EXERCISE DESCRIPTION:
Extract the lines that hold the string "React".

+++ DATASET RECORDS +++

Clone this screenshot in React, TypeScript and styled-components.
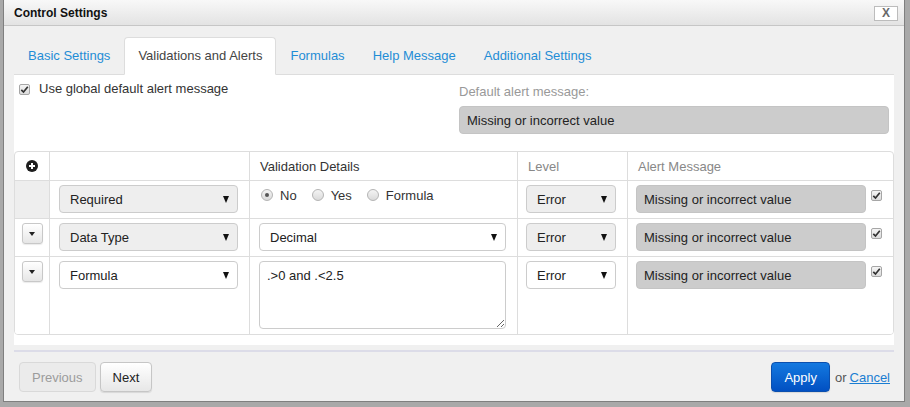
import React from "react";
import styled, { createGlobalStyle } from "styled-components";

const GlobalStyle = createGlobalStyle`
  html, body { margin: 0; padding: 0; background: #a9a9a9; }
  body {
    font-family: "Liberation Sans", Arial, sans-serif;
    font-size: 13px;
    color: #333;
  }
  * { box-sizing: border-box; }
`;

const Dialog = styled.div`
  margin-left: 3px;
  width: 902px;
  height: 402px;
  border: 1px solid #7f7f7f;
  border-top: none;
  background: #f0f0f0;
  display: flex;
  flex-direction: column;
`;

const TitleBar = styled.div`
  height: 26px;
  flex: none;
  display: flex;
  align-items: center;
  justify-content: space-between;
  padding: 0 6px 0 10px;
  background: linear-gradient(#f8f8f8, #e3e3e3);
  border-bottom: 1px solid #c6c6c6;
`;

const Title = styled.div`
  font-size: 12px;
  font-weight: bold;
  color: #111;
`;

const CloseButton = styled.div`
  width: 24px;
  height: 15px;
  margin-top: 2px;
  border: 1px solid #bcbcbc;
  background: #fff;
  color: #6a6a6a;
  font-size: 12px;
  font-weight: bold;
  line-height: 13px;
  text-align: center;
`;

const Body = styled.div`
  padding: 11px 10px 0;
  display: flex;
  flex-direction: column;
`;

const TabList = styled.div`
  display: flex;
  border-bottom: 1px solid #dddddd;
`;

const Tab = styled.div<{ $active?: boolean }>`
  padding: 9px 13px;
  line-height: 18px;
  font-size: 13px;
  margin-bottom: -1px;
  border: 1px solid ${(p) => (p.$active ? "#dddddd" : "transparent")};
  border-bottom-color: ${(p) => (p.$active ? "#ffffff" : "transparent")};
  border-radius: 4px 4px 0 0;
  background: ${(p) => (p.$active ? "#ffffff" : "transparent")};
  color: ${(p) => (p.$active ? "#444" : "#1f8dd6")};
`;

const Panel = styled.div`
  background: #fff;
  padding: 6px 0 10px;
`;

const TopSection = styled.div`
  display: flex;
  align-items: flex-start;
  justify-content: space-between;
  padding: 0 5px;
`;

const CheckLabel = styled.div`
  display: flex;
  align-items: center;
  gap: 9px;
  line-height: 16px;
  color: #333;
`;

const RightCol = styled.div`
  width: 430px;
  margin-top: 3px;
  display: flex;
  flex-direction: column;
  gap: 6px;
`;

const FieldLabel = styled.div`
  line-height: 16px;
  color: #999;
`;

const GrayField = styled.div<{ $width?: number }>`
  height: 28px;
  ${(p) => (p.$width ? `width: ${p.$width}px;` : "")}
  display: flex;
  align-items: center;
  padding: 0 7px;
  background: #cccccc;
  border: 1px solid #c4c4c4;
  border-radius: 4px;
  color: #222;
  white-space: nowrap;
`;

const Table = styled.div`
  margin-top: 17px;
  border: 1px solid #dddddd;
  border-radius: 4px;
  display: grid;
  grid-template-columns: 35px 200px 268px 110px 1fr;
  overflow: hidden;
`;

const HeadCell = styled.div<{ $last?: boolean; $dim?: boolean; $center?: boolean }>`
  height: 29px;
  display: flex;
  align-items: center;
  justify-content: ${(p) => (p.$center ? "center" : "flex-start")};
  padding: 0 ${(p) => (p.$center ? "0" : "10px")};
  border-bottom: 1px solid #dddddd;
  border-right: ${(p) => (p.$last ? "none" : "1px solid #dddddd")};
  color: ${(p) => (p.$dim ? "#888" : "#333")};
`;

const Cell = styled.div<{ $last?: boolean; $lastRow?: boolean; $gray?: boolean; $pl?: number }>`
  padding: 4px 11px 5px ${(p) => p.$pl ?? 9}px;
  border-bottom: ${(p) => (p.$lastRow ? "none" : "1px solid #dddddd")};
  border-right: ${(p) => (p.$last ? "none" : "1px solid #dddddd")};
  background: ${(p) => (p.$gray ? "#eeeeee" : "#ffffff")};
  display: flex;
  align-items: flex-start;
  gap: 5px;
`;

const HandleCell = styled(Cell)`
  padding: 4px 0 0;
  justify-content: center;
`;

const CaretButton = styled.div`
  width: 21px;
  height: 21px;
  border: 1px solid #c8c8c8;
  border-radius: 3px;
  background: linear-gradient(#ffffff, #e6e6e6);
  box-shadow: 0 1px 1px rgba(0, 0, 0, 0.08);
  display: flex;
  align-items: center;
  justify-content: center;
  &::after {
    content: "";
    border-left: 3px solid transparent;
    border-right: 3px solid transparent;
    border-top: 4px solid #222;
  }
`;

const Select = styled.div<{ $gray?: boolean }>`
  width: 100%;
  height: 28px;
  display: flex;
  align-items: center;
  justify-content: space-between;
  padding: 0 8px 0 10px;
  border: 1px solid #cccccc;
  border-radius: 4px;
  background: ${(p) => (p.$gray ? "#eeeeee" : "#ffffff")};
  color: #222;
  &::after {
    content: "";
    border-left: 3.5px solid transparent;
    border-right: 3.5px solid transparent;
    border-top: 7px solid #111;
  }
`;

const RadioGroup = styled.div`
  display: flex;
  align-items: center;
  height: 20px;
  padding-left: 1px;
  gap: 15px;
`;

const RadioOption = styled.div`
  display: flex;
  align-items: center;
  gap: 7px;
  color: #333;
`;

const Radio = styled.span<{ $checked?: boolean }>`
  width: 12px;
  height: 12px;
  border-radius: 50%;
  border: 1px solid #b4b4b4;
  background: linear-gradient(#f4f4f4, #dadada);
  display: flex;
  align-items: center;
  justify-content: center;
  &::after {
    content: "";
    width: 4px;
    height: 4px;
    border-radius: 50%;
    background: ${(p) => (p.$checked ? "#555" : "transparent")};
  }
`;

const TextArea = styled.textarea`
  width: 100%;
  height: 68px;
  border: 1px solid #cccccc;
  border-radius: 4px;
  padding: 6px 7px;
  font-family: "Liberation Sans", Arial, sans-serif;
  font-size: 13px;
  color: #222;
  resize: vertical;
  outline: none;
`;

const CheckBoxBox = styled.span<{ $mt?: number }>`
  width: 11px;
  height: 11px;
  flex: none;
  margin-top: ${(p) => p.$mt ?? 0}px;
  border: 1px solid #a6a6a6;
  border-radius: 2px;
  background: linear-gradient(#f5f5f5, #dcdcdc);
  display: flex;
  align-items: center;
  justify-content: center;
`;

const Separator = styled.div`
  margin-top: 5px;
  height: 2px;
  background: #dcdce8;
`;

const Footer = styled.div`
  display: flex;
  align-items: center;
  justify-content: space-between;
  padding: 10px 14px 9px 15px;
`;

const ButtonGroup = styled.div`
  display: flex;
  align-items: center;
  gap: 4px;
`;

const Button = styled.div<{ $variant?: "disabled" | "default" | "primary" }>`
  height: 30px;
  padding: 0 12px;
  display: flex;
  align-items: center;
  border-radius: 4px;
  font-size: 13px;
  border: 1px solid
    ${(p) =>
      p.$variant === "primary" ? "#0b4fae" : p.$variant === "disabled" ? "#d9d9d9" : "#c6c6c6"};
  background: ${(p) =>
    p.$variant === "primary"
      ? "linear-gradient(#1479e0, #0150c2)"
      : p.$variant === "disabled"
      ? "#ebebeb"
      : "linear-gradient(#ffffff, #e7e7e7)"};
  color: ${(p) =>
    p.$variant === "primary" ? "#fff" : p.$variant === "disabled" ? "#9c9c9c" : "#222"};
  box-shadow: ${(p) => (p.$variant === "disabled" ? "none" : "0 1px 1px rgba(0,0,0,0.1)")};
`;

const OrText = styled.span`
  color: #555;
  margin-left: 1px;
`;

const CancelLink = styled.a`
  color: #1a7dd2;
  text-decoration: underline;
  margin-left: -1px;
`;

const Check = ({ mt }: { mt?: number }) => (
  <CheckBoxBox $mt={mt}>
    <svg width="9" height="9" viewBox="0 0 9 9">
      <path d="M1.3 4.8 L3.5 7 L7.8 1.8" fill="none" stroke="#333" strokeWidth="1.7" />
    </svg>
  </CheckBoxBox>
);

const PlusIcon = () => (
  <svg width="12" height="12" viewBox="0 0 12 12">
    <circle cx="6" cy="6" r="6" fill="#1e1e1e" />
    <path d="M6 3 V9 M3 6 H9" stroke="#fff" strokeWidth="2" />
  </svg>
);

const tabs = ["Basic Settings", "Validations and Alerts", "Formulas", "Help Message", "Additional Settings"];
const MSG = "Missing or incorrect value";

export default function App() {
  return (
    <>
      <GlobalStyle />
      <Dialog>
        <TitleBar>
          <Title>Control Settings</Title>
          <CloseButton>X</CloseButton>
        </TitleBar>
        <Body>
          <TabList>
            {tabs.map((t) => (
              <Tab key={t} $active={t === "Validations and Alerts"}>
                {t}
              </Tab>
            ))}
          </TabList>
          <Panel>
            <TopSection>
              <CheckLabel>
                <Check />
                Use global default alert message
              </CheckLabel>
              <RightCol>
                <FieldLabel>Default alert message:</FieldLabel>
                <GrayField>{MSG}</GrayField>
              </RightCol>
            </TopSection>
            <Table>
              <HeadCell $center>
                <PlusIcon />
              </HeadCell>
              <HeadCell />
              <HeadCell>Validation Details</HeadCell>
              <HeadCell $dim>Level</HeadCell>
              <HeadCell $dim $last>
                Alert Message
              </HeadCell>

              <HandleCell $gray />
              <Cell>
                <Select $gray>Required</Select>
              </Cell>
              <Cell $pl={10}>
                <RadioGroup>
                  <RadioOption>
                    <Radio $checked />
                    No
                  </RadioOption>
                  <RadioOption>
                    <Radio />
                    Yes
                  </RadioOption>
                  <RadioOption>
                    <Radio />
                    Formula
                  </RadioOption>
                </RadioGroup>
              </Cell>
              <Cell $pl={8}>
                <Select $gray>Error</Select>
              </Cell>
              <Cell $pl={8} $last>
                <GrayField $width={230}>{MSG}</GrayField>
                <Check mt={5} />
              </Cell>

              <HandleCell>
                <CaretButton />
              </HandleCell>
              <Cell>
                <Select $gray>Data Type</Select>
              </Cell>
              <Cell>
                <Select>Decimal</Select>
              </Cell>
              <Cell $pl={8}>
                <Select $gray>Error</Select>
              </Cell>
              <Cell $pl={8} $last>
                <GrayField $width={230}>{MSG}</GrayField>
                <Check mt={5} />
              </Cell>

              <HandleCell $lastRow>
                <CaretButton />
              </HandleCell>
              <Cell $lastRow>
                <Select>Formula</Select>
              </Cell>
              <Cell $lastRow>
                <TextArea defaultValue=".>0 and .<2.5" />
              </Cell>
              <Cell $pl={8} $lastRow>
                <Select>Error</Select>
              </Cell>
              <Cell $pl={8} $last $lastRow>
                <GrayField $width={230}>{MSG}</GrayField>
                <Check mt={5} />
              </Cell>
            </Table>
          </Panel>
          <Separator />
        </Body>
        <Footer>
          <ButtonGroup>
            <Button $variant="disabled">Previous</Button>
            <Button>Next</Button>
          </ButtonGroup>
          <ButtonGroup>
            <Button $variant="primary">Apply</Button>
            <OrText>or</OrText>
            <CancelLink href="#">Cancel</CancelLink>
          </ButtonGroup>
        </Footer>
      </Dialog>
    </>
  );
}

+++
+++ DATASET RECORDS +++

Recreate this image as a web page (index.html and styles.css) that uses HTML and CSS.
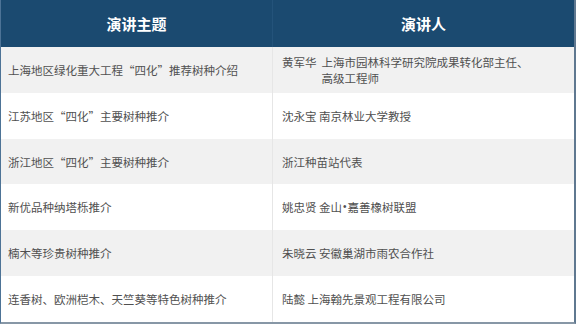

+++
+++ DATASET RECORDS +++

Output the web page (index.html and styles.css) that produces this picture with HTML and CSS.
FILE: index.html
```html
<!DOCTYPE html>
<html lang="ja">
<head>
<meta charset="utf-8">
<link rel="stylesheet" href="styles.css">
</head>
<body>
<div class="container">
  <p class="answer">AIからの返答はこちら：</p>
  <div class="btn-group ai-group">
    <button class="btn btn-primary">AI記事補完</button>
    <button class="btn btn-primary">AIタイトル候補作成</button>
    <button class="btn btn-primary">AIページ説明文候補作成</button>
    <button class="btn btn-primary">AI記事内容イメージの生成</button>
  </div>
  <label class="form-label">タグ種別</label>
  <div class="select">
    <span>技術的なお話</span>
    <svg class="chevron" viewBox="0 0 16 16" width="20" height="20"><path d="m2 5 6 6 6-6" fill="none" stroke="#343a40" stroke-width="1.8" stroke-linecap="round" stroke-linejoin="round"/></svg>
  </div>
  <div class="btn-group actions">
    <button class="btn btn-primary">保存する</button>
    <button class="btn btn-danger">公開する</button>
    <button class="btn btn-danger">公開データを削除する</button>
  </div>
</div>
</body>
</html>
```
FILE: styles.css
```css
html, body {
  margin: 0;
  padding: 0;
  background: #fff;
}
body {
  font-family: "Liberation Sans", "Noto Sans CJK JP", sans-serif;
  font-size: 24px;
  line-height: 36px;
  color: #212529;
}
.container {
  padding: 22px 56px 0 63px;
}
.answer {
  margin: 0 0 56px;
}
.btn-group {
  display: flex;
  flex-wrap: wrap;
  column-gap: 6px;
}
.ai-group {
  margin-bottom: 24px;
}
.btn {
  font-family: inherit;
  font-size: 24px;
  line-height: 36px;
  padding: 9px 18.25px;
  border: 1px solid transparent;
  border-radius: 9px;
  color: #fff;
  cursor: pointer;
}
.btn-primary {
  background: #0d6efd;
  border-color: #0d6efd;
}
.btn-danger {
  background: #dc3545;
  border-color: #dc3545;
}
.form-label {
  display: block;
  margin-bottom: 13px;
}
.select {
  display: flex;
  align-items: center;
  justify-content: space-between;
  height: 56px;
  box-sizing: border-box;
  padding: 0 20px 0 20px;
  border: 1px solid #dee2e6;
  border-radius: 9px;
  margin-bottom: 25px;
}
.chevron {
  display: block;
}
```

+++

EXERCISE ANSWER:
Clone this screenshot in React, TypeScript and styled-components.
import React from "react";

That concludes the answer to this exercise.